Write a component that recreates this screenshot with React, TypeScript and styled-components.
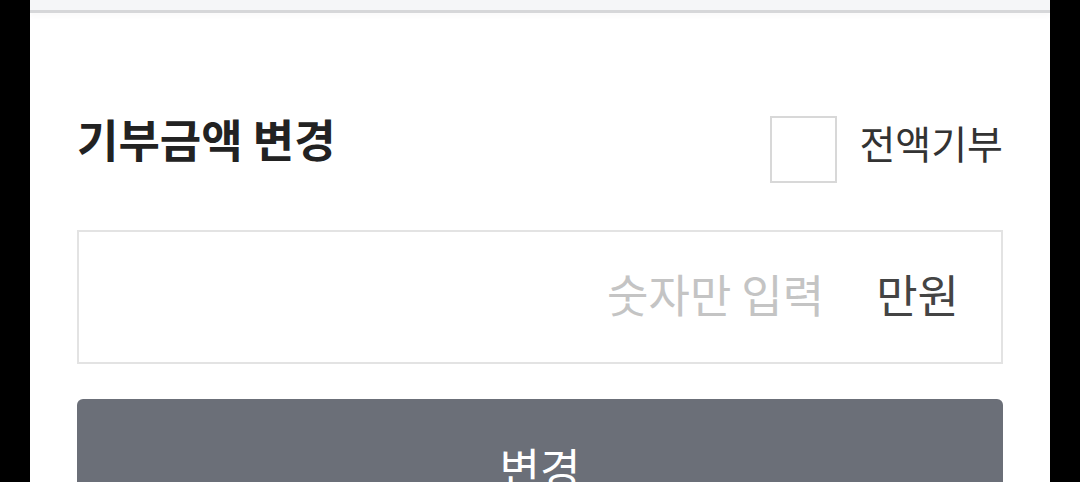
import React, { useState } from 'react';
import styled, { createGlobalStyle } from 'styled-components';

const GlobalStyle = createGlobalStyle`
    html, body {
        margin: 0;
        padding: 0;
        background: #000;
        overflow: hidden;
    }
    body {
        font-family: "Noto Sans CJK KR", "Noto Sans", sans-serif;
    }
`;

const Page = styled.div`
    width: 1020px;
    height: 482px;
    margin: 0 30px;
    background: #fff;
    overflow: hidden;
`;

const TopBar = styled.div`
    height: 10px;
    background: #f5f6f8;
    border-bottom: 3px solid #d6d7d9;
    box-shadow: 0 4px 4px rgba(0, 0, 0, 0.02);
`;

const Content = styled.div`
    padding: 103px 47px 0;
    display: flex;
    flex-direction: column;
`;

const Header = styled.div`
    display: flex;
    justify-content: space-between;
    align-items: center;
    height: 67px;
`;

const Title = styled.h2`
    margin: 0 0 22px;
    font-size: 45px;
    font-weight: 700;
    color: #222;
    line-height: 1;
`;

const CheckLabel = styled.label`
    display: flex;
    align-items: center;
    gap: 22px;
    cursor: pointer;
`;

const CheckBox = styled.span<{ $checked: boolean }>`
    width: 67px;
    height: 67px;
    box-sizing: border-box;
    border: 2px solid #d8d8d8;
    background: ${p => (p.$checked ? '#6b6f78' : '#fff')};
`;

const CheckText = styled.span`
    font-size: 39px;
    color: #333;
    line-height: 1;
    margin-bottom: 14px;
`;

const InputBox = styled.div`
    margin-top: 47px;
    height: 134px;
    box-sizing: border-box;
    border: 2px solid #e3e3e3;
    display: flex;
    align-items: center;
    padding: 0 42px 8px 20px;
    gap: 50px;
`;

const AmountInput = styled.input`
    flex: 1;
    min-width: 0;
    border: none;
    outline: none;
    text-align: right;
    font-family: inherit;
    font-size: 45px;
    color: #333;
    background: transparent;
    &::placeholder {
        color: #c4c4c4;
    }
`;

const Unit = styled.span`
    font-size: 45px;
    color: #444;
`;

const SubmitButton = styled.button`
    margin-top: 35px;
    height: 134px;
    border: none;
    border-radius: 6px;
    background: #6b6f78;
    color: #fff;
    font-family: inherit;
    font-size: 44px;
    line-height: 1;
    display: flex;
    justify-content: center;
    align-items: flex-start;
    padding: 46px 0 0;
`;

export default function App() {
    const [all, setAll] = useState(false);
    const [amount, setAmount] = useState('');

    return (
        <>
            <GlobalStyle />
            <Page>
                <TopBar />
                <Content>
                    <Header>
                        <Title>기부금액 변경</Title>
                        <CheckLabel onClick={() => setAll(!all)}>
                            <CheckBox $checked={all} />
                            <CheckText>전액기부</CheckText>
                        </CheckLabel>
                    </Header>
                    <InputBox>
                        <AmountInput
                            value={amount}
                            onChange={e => setAmount(e.target.value.replace(/[^0-9]/g, ''))}
                            placeholder="숫자만 입력"
                        />
                        <Unit>만원</Unit>
                    </InputBox>
                    <SubmitButton>변경</SubmitButton>
                </Content>
            </Page>
        </>
    );
}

What the task asks: Identify the lines of the data that contain the word "React". Copy each of them.

Reply to the task:
Write a component that recreates this screenshot with React, TypeScript and styled-components.
import React, { useState } from 'react';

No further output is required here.